Although there were several peace proposals from India since 1983, serious talks on the ISLA started only after the invasion of Sri Lankan airspace in June 1987 by India in its notorious ‘Parippu’ (dhal) drop. In few weeks the ISLA draft was prepared and it had many ambiguities leading to uncertainties. Many clauses were one-sided and lacked reciprocity. The ISLA clause that “This agreement and the annexure thereto shall come into force upon signature”, is also indicative of the urgency, as are the short timelines for accomplishing the political and military resolutions within the Accord.
Four omitted clauses
Four most important clauses were not in the ISLA, but they were included in two letters exchanged by President J. R. Jayewardene and Prime Minister Rajiv Gandhi. The ISLA also states, “Residual matters not finalised during the above negotiations shall be resolved between India and Sri Lanka within a period of six weeks of signing this agreement.”

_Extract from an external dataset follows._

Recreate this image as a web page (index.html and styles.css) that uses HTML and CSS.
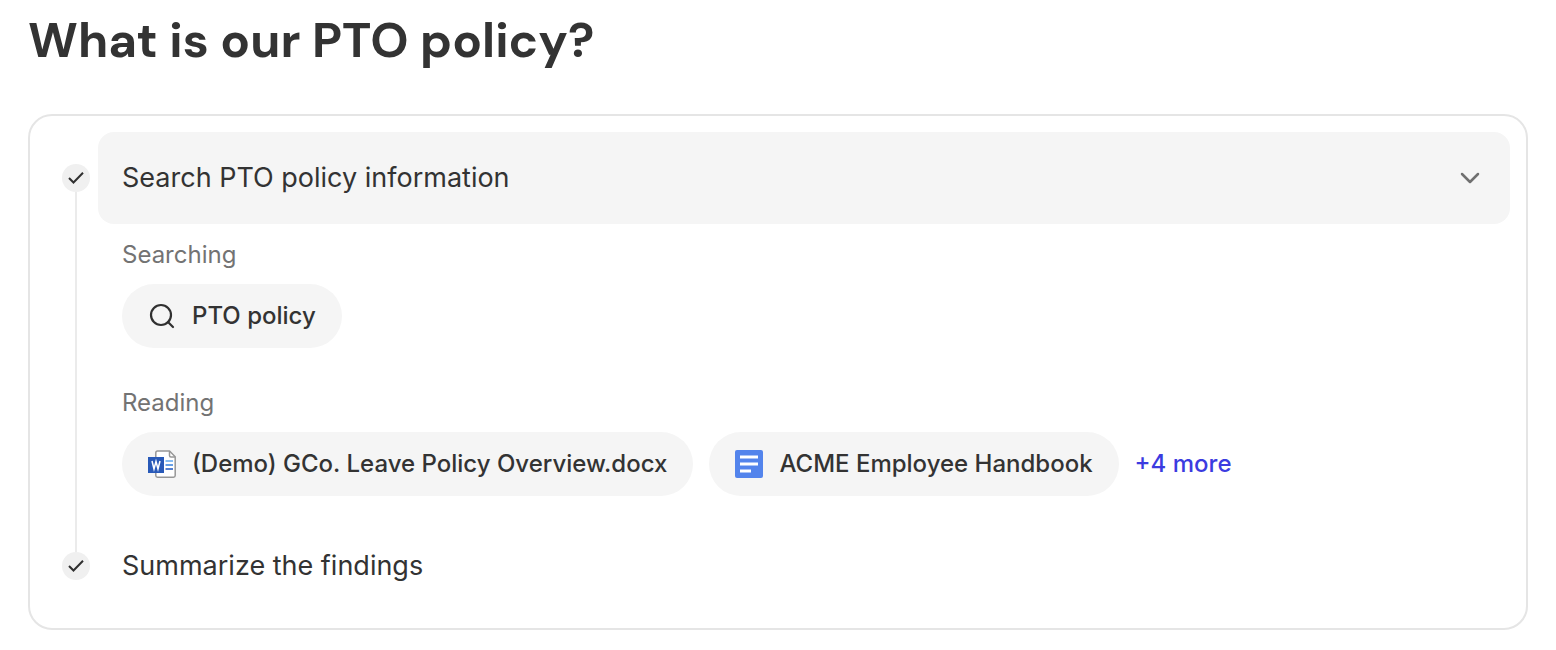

“The Government of India will underwrite and guarantee the resolutions, and co-operate in the implementation of these proposals,” the ISLA stated, but when the IPKF left Sri Lanka in 1990, fully armed LTTE cadres were controlling the North and the East, enjoying the amnesty and facilities given by President R. Premadasa.
Two Indian Cabinet Ministers Puri and Jaishankar are among the most knowledgeable experts on what went wrong with ISLA, the IPKF debacle and the Provincial Councils Act enacted as a result of the ISLA. They will be happy to leave the subject for historians, researchers and retired Armed Forces members to debate without getting New Delhi and Colombo involved.